Sözleşmeli kadın çiftçileri destekleme hedefiyle 2022 yılında hayata geçirilen ‘Tarımın Kadın Yıldızları’ projesinde de çalışmalar tüm hızıyla sürüyor. Tarım ve Orman Bakanlığı’nın da desteklediği bu projeyle Türkiye’nin en büyük tarımsal ham madde tedarikçilerinden biri olan SuperFresh markası için sözleşmeli kadın çiftçilere 2025 yılına kadar 5 bin ton yaş meyve sebze alım garantisi verilmesi ve bu sayede 35 milyon TL tutarında değer yaratılması amaçlanıyor. Proje kapsamında Manisa, Eskişehir, Afyon, Konya, İzmir, Bursa ve Hatay illerindeki kadın çiftçilerden 2022 yılında 1.643 ton alım yapıldı ve 8 milyon TL’ye yakın değer yaratıldı. Ayrıca projeyle önümüzdeki üç yıl içinde tedarik zincirindeki kadın çiftçi oranının yüzde 100 arttırılması da hedefleniyor. 

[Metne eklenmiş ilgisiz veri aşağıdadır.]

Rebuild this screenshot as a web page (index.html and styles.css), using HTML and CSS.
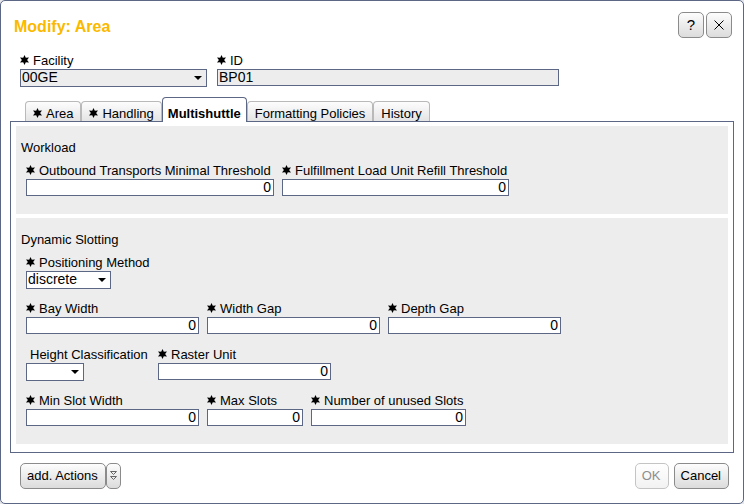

Altınkılınç: “Tüm faaliyetlerimizi sürdürülebilirlik ve gıda güvenliği çerçevesinde yürütüyoruz”  

Kerevitaş CEO’su Mert Altınkılınç, tüm faaliyetlerini sürdürülebilirlik ve gıda güvenliği çerçevesinde yapmaya özen gösterdiklerinin altını çizerek, şunları söyledi: “Müşterilerimiz, çalışanlarımız ve tedarikçilerimiz için değer yaratarak tüketicilerimizin güvenli gıdaya erişmesini sağlıyoruz. BIST Sürdürülebilirlik Endeksi’nde yer alan şirketimizle sürdürülebilir tarım uygulamaları, gıda ve ambalaj atıklarını en aza indirme, yeniden kullanma ve ambalajlar için geri dönüştürülebilir malzeme kullanımı uygulamalarımızı devamlı geliştiriyoruz. Tedarikçilerimizin yüzde 97’sini yerel üreticiler oluştururken, ham maddelerimizin tamamını yerel üreticiden alıyoruz. Sürdürülebilirlik projelerimizle gıdada tüm kayıpları kaynağından, yani ‘tarladan’ başlayarak önlemeyi, tarımsal üretimin sürdürülebilirliğini sağlamayı ve onarıcı tarım uygulamalarını yaygınlaştırmayı hedefliyoruz.”